What it is
Tesseract OCR is an optical character recognition engine. It is used when an application has an image or scan but needs text: documents, archives, forms, receipts, old books, internal PDF processing, and search indexes.
The tesseract-ocr/tesseract repository has been on GitHub since 2014, while Tesseract itself is older. It evolved from an early OCR engine into a modern open system with LSTM models. The current stable line is Tesseract 5, the primary language is C++, and the license is Apache-2.0.
What is inside
The repository contains the OCR engine, source code, build tools, and documentation for users and developers. Language data and models are usually connected separately, which matters because recognition quality depends heavily on language, font, resolution, and image preparation.
A basic OCR run
This example shows the simple idea: pass an image and receive a text file. Real projects usually add preprocessing: rotation, contrast, noise removal, and language selection.

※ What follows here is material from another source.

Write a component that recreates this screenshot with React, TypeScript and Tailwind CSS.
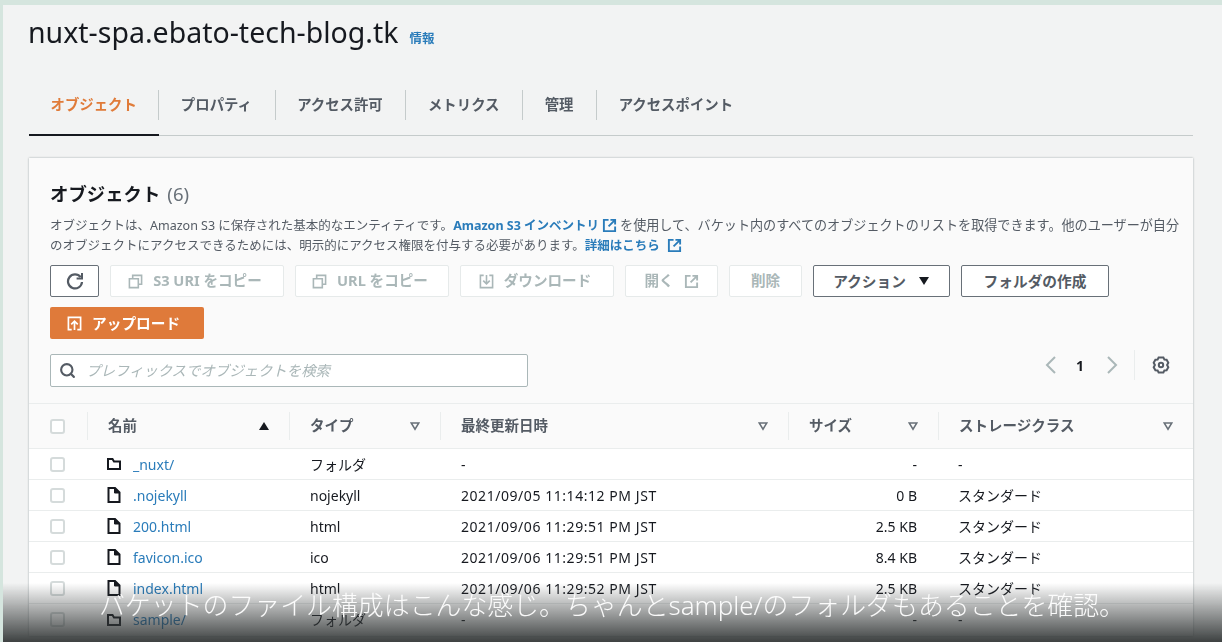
import React from 'react';
import { Search } from 'lucide-react';

const FONT = "font-['Noto_Sans','Noto_Sans_CJK_JP',sans-serif]";

const ExternalIcon = ({ className }: { className?: string }) => (
  <svg viewBox="0 0 16 16" fill="none" stroke="currentColor" strokeWidth="2" className={className}>
    <path d="M7 2H2v12h12V9" />
    <path d="M9 2h5v5M14 2 7 9" />
  </svg>
);

const CopyIcon = () => (
  <svg viewBox="0 0 16 16" fill="none" stroke="currentColor" strokeWidth="1.7" className="w-[15px] h-[15px]">
    <path d="M5 5V1.5h9.5V11H11" />
    <path d="M1.5 5H11v9.5H1.5z" />
  </svg>
);

const DownloadIcon = () => (
  <svg viewBox="0 0 16 16" fill="none" stroke="currentColor" strokeWidth="1.7" className="w-[15px] h-[15px]">
    <path d="M5 1.5H1.5v13h13v-13H11" />
    <path d="M8 1v9M4.5 7 8 10.5 11.5 7" />
  </svg>
);

const UploadIcon = () => (
  <svg viewBox="0 0 16 16" fill="none" stroke="currentColor" strokeWidth="1.8" className="w-[15px] h-[15px]">
    <path d="M5 14.5H1.500v-13h13v13H11" />
    <path d="M8 15V6M4.500 9 8 5.500 11.500 9" />
  </svg>
);

const RefreshIcon = () => (
  <svg viewBox="0 0 18 18" className="w-[18px] h-[18px]" fill="none" stroke="#545b64" strokeWidth="2.2">
    <path d="M14.600 5.200A7 7 0 1 0 16 10" />
    <path d="M16 1v5.400h-5.400" strokeWidth="2" />
  </svg>
);

const GearIcon = () => (
  <svg viewBox="0 0 18 18" className="w-[18px] h-[18px]" fill="none" stroke="#545b64" strokeWidth="2">
    <path d="M6.600 1.600h4.800l1 2 2.200.2 1.700 3-1.200 2.200 1.200 2.200-1.700 3-2.200.2-1 2H6.600l-1-2-2.200-.2-1.700-3L2.900 9 1.700 6.800l1.700-3 2.200-.2z" />
    <circle cx="9" cy="9" r="2.200" />
  </svg>
);

const Chevron = ({ right }: { right?: boolean }) => (
  <svg viewBox="0 0 12 20" className="w-[12px] h-[20px]" fill="none" stroke="#aab7b8" strokeWidth="2">
    <path d={right ? 'M2 2l8 8-8 8' : 'M10 2l-8 8 8 8'} />
  </svg>
);

const FolderIcon = () => (
  <svg viewBox="0 0 14 14" fill="none" stroke="#16191f" strokeWidth="2" className="w-[14px] h-[14px] shrink-0">
    <path d="M1 2h4.500L7 4.500h6V12H1z" />
  </svg>
);

const FileIcon = () => (
  <svg viewBox="0 0 14 16" stroke="#16191f" strokeWidth="2" fill="none" className="w-[14px] h-[16px] shrink-0">
    <path d="M1.500 1h6.500l4.500 4.500V15h-11z" />
    <path d="M7.500 1v5h5" fill="#16191f" strokeWidth="1" />
  </svg>
);

const Caret = () => (
  <svg viewBox="0 0 10 10" className="w-[10px] h-[10px]" fill="none" stroke="#687078" strokeWidth="1.5">
    <path d="M1.200 2h7.600L5 8.200z" />
  </svg>
);

const CaretFilled = ({ down }: { down?: boolean }) => (
  <svg viewBox="0 0 12 10" className="w-[12px] h-[10px]" fill="#16191f">
    <path d={down ? 'M1 1h10L6 9z' : 'M1 9h10L6 1z'} />
  </svg>
);

const Checkbox = () => (
  <span className="block w-[15px] h-[15px] border-2 border-[#d5dbdb] rounded-[3px] bg-white" />
);

const DisabledButton = ({ width, icon, label, after }: { width: string; icon?: React.ReactNode; label: string; after?: React.ReactNode }) => (
  <button className={`${width} h-[32px] flex items-center justify-center gap-[10px] bg-white border border-[#e6eaea] rounded-[2px] text-[#aab7b8] text-[14.600px] font-bold ${icon ? 'pr-[4px]' : ''}`}>
    {icon}
    <span>{label}</span>
    {after}
  </button>
);

const TABS = ['オブジェクト', 'プロパティ', 'アクセス許可', 'メトリクス', '管理', 'アクセスポイント'];

const HEADERS = [
  { label: '名前', active: true, pad: 'pr-[19px]' },
  { label: 'タイプ', pad: 'pr-[20px]' },
  { label: '最終更新日時', pad: 'pr-[20px]' },
  { label: 'サイズ', pad: 'pr-[20px]' },
  { label: 'ストレージクラス', pad: 'pr-[20px]' },
];

const ROWS = [
  { name: '_nuxt/', folder: true, type: 'フォルダ', date: '-', size: '-', cls: '-' },
  { name: '.nojekyll', type: 'nojekyll', date: '2021/09/05 11:14:12 PM JST', size: '0 B', cls: 'スタンダード' },
  { name: '200.html', type: 'html', date: '2021/09/06 11:29:51 PM JST', size: '2.5 KB', cls: 'スタンダード' },
  { name: 'favicon.ico', type: 'ico', date: '2021/09/06 11:29:51 PM JST', size: '8.4 KB', cls: 'スタンダード' },
  { name: 'index.html', type: 'html', date: '2021/09/06 11:29:52 PM JST', size: '2.5 KB', cls: 'スタンダード' },
  { name: 'sample/', folder: true, type: 'フォルダ', date: '-', size: '-', cls: '-' },
];

export default function App() {
  return (
    <div className={`${FONT} relative w-[1222px] h-[642px] overflow-hidden bg-[#f2f3f3] border-t-[5px] border-l-[3px] border-[#d5e5de] text-[#16191f]`}>
      <div className="blur-[0.7px] pl-[26px] pr-[29px]">
        <div className="flex items-baseline gap-[11px] h-[56px] pt-[5px]">
          <h1 className="text-[28.500px] leading-[44px] -ml-[1px] text-[#16191f]">nuxt-spa.ebato-tech-blog.tk</h1>
          <span className="text-[12.500px] font-bold text-[#2a7cba]">情報</span>
        </div>

        <div className="flex mt-[25px] h-[50px] pt-[2px] border-b border-[#c5cbcb]">
          {TABS.map((tab, i) => (
            <div
              key={tab}
              className={`relative h-[48px] pt-[2px] ${i === 0 ? 'border-b-2 border-[#16191f] -mb-[1px]' : ''}`}
            >
              <div
                className={`h-[30px] flex items-center pl-[21.500px] text-[14.400px] font-bold ${i === 0 ? 'pr-[21.500px] text-[#e07b39]' : 'pr-[22.700px] text-[#545b64]'} ${i < TABS.length - 1 ? 'border-r border-[#c5cbcb]' : ''}`}
              >
                {tab}
              </div>
            </div>
          ))}
        </div>

        <div className="mt-[22px] bg-[#fafafa] shadow-[0_0_2px_rgba(0,28,36,0.35)] h-[478px]">
          <div className="px-[21px] pt-[22px]">
            <div className="flex items-baseline gap-[7px] h-[28px]">
              <h2 className="text-[18.400px] font-bold leading-[28px]">オブジェクト</h2>
              <span className="text-[18.500px] text-[#687078]">(6)</span>
            </div>
            <p className="mt-[7px] text-[12.500px] leading-[20px] text-[#545b64] whitespace-nowrap">
              オブジェクトは、Amazon S3 に保存された基本的なエンティティです。
              <a className="font-bold text-[#2a7cba]">Amazon S3 インベントリ</a>
              <ExternalIcon className="inline-block w-[15px] h-[15px] mx-[3px] text-[#2a7cba] align-[-3px]" />
              <span className="text-[13.100px]">を使用して、バケット内のすべてのオブジェクトのリストを取得できます。他のユーザーが自分</span>
              <br />
              のオブジェクトにアクセスできるためには、明示的にアクセス権限を付与する必要があります。
              <a className="font-bold text-[#2a7cba]">詳細はこちら</a>
              <ExternalIcon className="inline-block w-[15px] h-[15px] ml-[7px] text-[#2a7cba] align-[-3px]" />
            </p>

            <div className="flex flex-wrap gap-x-[11px] gap-y-[10px] mt-[9px]">
              <button className="w-[49px] h-[32px] flex items-center justify-center bg-white border border-[#687078] rounded-[2px]">
                <RefreshIcon />
              </button>
              <DisabledButton width="w-[174px]" icon={<CopyIcon />} label="S3 URI をコピー" />
              <DisabledButton width="w-[154px]" icon={<CopyIcon />} label="URL をコピー" />
              <DisabledButton width="w-[154px]" icon={<DownloadIcon />} label="ダウンロード" />
              <DisabledButton width="w-[93px]" label="開く" after={<ExternalIcon className="w-[15px] h-[15px]" />} />
              <DisabledButton width="w-[73px]" label="削除" />
              <button className="w-[137px] h-[32px] flex items-center justify-center gap-[12px] bg-white border border-[#687078] rounded-[2px] text-[14.700px] font-bold text-[#545b64]">
                アクション
                <CaretFilled down />
              </button>
              <button className="w-[148px] h-[32px] flex items-center justify-center bg-white border border-[#687078] rounded-[2px] text-[14.700px] font-bold text-[#545b64]">
                フォルダの作成
              </button>
              <button className="w-[154px] h-[32px] flex items-center pl-[17px] gap-[10px] bg-[#df7a3a] rounded-[2px] text-[14.700px] font-bold text-white">
                <UploadIcon />
                アップロード
              </button>
            </div>

            <div className="flex items-start justify-between mt-[15px] h-[33px]">
              <div className="w-[478px] h-[33px] flex items-center gap-[10px] pl-[8px] bg-white border border-[#aab7b8] rounded-[2px]">
                <Search className="w-[17px] h-[17px] text-[#545b64]" strokeWidth={3} />
                <span className="text-[14.400px] italic text-[#aab7b8]">プレフィックスでオブジェクトを検索</span>
              </div>
              <div className="flex items-center h-[30px] -mt-[4px]">
                <Chevron />
                <span className="w-[49px] pr-[3px] text-center text-[14px] font-bold text-[#16191f]">1</span>
                <Chevron right />
                <div className="h-[30px] ml-[16px] border-l border-[#eaeded] pl-[17px] flex items-center mr-[2px]">
                  <GearIcon />
                </div>
              </div>
            </div>
          </div>

          <div className="mt-[16px] border-t border-[#eaeded]">
            <div className="grid grid-cols-[58px_202px_151px_348px_150px_1fr] h-[45px] items-center border-b border-[#eaeded] text-[14.500px] font-bold text-[#545b64]">
              <div className="pl-[21px]">
                <Checkbox />
              </div>
              {HEADERS.map((h) => (
                <div key={h.label} className={`h-[28px] border-l border-[#eaeded] pl-[20px] flex items-center justify-between ${h.pad}`}>
                  <span>{h.label}</span>
                  {h.active ? <CaretFilled /> : <Caret />}
                </div>
              ))}
            </div>
            {ROWS.map((row) => (
              <div
                key={row.name}
                className="grid grid-cols-[58px_202px_151px_348px_150px_1fr] h-[31px] items-center border-b border-[#eaeded] bg-white text-[14px] last:border-b-0"
              >
                <div className="pl-[21px]">
                  <Checkbox />
                </div>
                <div className="pl-[20px] flex items-center gap-[12px]">
                  {row.folder ? <FolderIcon /> : <FileIcon />}
                  <a className="text-[#2a7cba]">{row.name}</a>
                </div>
                <div className="pl-[21px]">{row.type}</div>
                <div className="pl-[21px] tracking-[0.55px]">{row.date}</div>
                <div className="pr-[21px] text-right">{row.size}</div>
                <div className="pl-[20px]">{row.cls}</div>
              </div>
            ))}
          </div>
        </div>
      </div>

      {/* caption bar over the video frame */}
      <div className="absolute left-[-3px] right-0 bottom-0 h-[59px] bg-gradient-to-b from-[#32363600] to-[#323636f0]" />
      <div className="absolute left-[-3px] right-[-2px] bottom-[19px] text-center text-[25.900px] font-light leading-[36px] text-white/95 whitespace-nowrap">
        バケットのファイル構成はこんな感じ。ちゃんとsample/のフォルダもあることを確認。
      </div>
    </div>
  );
}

tesseract scan.png result -l eng
cat result.txt
Where it helps
Tesseract is used in document management, scanned-document search, archive projects, learning tools, manual-entry automation, and local image processing. It helps when controllable OCR is needed without a mandatory cloud service.
For non-English documents, language models and source image quality matter. OCR does not magically fix a bad scan: skewed pages, noise, low resolution, and mixed fonts can reduce quality substantially.
Strengths and tradeoffs
The strength is openness, maturity, and wide adoption. It can be embedded into server processing, local applications, or batch document pipelines, while keeping results inside the user’s system.
The tradeoff is preparation. Good OCR often means several steps: improve the image, choose language data, recognize text, check confidence, and fix errors. Tesseract provides the recognition core, not the entire document product around it.